Aim –
For this exercise, repeat all of the material verbatim apart from its images.

Source data –
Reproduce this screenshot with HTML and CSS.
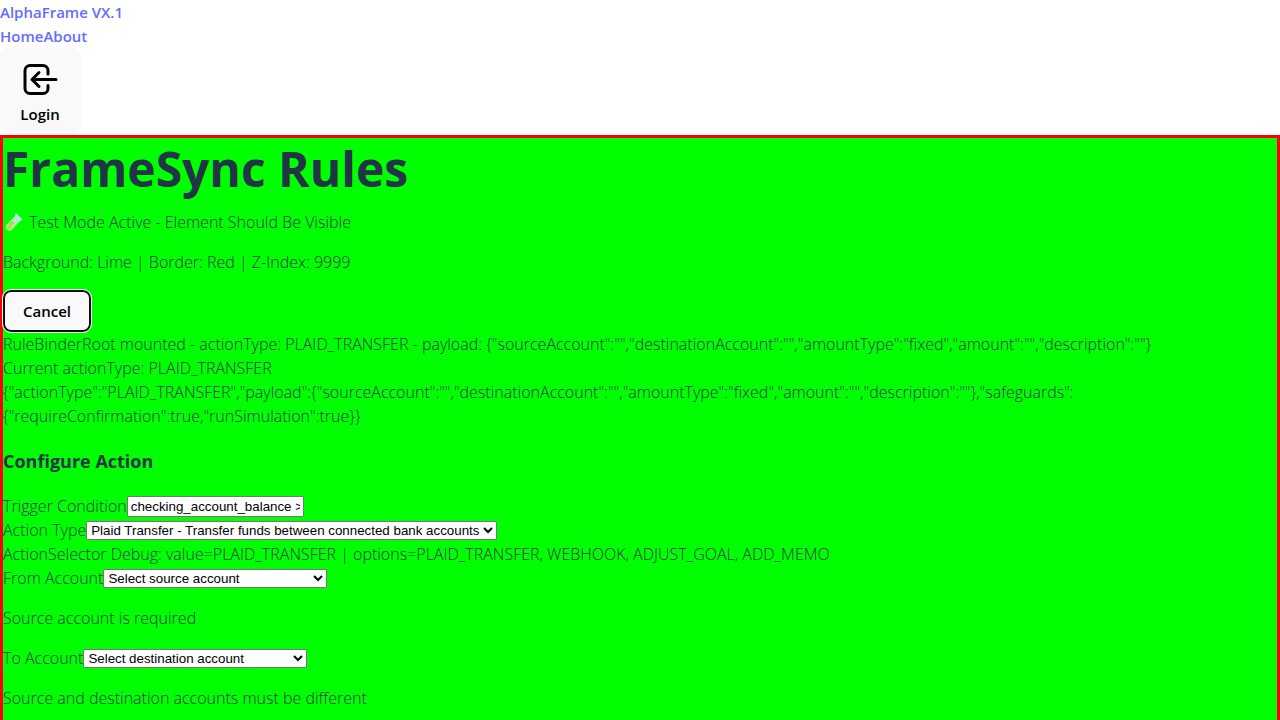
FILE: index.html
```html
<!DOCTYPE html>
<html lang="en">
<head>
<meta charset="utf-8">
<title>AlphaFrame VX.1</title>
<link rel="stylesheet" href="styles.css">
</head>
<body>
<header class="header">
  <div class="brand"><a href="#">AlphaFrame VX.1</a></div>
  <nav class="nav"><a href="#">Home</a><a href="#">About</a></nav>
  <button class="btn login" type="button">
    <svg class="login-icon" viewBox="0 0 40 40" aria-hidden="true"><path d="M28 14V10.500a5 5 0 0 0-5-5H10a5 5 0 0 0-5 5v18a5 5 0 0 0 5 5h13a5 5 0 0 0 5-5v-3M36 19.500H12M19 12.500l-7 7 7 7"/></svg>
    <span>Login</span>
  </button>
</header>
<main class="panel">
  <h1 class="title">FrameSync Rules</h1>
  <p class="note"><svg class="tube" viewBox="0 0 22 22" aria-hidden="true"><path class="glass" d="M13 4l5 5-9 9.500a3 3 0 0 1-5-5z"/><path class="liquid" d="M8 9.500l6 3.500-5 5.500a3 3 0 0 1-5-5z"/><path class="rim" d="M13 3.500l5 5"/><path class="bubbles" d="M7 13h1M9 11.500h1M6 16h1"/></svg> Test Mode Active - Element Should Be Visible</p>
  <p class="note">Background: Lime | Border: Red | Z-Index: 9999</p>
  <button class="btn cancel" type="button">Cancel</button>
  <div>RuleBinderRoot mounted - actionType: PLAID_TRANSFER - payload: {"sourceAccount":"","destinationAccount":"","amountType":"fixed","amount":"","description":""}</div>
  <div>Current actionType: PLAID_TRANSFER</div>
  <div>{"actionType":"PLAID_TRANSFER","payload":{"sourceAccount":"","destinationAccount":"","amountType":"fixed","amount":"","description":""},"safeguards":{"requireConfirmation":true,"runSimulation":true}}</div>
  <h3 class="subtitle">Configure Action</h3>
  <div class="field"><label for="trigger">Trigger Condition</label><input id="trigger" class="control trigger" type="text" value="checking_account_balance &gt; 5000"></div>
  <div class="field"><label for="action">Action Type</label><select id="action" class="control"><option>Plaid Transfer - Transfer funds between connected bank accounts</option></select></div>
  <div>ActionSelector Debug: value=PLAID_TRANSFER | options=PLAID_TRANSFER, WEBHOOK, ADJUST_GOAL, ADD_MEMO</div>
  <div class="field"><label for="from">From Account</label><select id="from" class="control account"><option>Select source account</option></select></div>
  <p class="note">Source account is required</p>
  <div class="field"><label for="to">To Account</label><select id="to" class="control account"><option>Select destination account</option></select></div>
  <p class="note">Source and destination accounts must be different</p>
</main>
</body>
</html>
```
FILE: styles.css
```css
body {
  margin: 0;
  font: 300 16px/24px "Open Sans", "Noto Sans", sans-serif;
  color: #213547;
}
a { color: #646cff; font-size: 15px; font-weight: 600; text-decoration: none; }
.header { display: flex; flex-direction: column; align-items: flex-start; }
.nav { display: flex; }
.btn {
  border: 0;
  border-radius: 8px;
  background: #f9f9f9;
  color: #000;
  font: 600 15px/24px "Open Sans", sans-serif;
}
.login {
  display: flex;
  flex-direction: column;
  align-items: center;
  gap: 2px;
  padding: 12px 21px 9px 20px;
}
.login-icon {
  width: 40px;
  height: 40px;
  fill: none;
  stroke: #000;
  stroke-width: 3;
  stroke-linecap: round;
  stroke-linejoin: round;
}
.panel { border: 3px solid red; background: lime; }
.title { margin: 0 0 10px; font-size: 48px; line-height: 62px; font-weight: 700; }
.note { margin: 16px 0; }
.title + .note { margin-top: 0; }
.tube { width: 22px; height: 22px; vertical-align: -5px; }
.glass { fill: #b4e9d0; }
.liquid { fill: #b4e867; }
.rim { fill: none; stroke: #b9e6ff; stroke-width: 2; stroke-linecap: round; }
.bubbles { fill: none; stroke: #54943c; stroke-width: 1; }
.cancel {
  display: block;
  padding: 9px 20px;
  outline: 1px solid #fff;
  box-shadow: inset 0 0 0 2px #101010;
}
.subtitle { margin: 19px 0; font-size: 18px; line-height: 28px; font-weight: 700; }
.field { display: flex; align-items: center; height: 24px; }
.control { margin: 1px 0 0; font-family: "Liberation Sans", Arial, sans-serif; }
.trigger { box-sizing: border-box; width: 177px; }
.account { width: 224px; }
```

Answer to the task –
Reproduce this screenshot with HTML and CSS.
FILE: index.html
```html
<!DOCTYPE html>
<html lang="en">
<head>
<meta charset="utf-8">
<title>AlphaFrame VX.1</title>
<link rel="stylesheet" href="styles.css">
</head>
<body>
<header class="header">
  <div class="brand"><a href="#">AlphaFrame VX.1</a></div>
  <nav class="nav"><a href="#">Home</a><a href="#">About</a></nav>
  <button class="btn login" type="button">
    <svg class="login-icon" viewBox="0 0 40 40" aria-hidden="true"><path d="M28 14V10.500a5 5 0 0 0-5-5H10a5 5 0 0 0-5 5v18a5 5 0 0 0 5 5h13a5 5 0 0 0 5-5v-3M36 19.500H12M19 12.500l-7 7 7 7"/></svg>
    <span>Login</span>
  </button>
</header>
<main class="panel">
  <h1 class="title">FrameSync Rules</h1>
  <p class="note"><svg class="tube" viewBox="0 0 22 22" aria-hidden="true"><path class="glass" d="M13 4l5 5-9 9.500a3 3 0 0 1-5-5z"/><path class="liquid" d="M8 9.500l6 3.500-5 5.500a3 3 0 0 1-5-5z"/><path class="rim" d="M13 3.500l5 5"/><path class="bubbles" d="M7 13h1M9 11.500h1M6 16h1"/></svg> Test Mode Active - Element Should Be Visible</p>
  <p class="note">Background: Lime | Border: Red | Z-Index: 9999</p>
  <button class="btn cancel" type="button">Cancel</button>
  <div>RuleBinderRoot mounted - actionType: PLAID_TRANSFER - payload: {"sourceAccount":"","destinationAccount":"","amountType":"fixed","amount":"","description":""}</div>
  <div>Current actionType: PLAID_TRANSFER</div>
  <div>{"actionType":"PLAID_TRANSFER","payload":{"sourceAccount":"","destinationAccount":"","amountType":"fixed","amount":"","description":""},"safeguards":{"requireConfirmation":true,"runSimulation":true}}</div>
  <h3 class="subtitle">Configure Action</h3>
  <div class="field"><label for="trigger">Trigger Condition</label><input id="trigger" class="control trigger" type="text" value="checking_account_balance &gt; 5000"></div>
  <div class="field"><label for="action">Action Type</label><select id="action" class="control"><option>Plaid Transfer - Transfer funds between connected bank accounts</option></select></div>
  <div>ActionSelector Debug: value=PLAID_TRANSFER | options=PLAID_TRANSFER, WEBHOOK, ADJUST_GOAL, ADD_MEMO</div>
  <div class="field"><label for="from">From Account</label><select id="from" class="control account"><option>Select source account</option></select></div>
  <p class="note">Source account is required</p>
  <div class="field"><label for="to">To Account</label><select id="to" class="control account"><option>Select destination account</option></select></div>
  <p class="note">Source and destination accounts must be different</p>
</main>
</body>
</html>
```
FILE: styles.css
```css
body {
  margin: 0;
  font: 300 16px/24px "Open Sans", "Noto Sans", sans-serif;
  color: #213547;
}
a { color: #646cff; font-size: 15px; font-weight: 600; text-decoration: none; }
.header { display: flex; flex-direction: column; align-items: flex-start; }
.nav { display: flex; }
.btn {
  border: 0;
  border-radius: 8px;
  background: #f9f9f9;
  color: #000;
  font: 600 15px/24px "Open Sans", sans-serif;
}
.login {
  display: flex;
  flex-direction: column;
  align-items: center;
  gap: 2px;
  padding: 12px 21px 9px 20px;
}
.login-icon {
  width: 40px;
  height: 40px;
  fill: none;
  stroke: #000;
  stroke-width: 3;
  stroke-linecap: round;
  stroke-linejoin: round;
}
.panel { border: 3px solid red; background: lime; }
.title { margin: 0 0 10px; font-size: 48px; line-height: 62px; font-weight: 700; }
.note { margin: 16px 0; }
.title + .note { margin-top: 0; }
.tube { width: 22px; height: 22px; vertical-align: -5px; }
.glass { fill: #b4e9d0; }
.liquid { fill: #b4e867; }
.rim { fill: none; stroke: #b9e6ff; stroke-width: 2; stroke-linecap: round; }
.bubbles { fill: none; stroke: #54943c; stroke-width: 1; }
.cancel {
  display: block;
  padding: 9px 20px;
  outline: 1px solid #fff;
  box-shadow: inset 0 0 0 2px #101010;
}
.subtitle { margin: 19px 0; font-size: 18px; line-height: 28px; font-weight: 700; }
.field { display: flex; align-items: center; height: 24px; }
.control { margin: 1px 0 0; font-family: "Liberation Sans", Arial, sans-serif; }
.trigger { box-sizing: border-box; width: 177px; }
.account { width: 224px; }
```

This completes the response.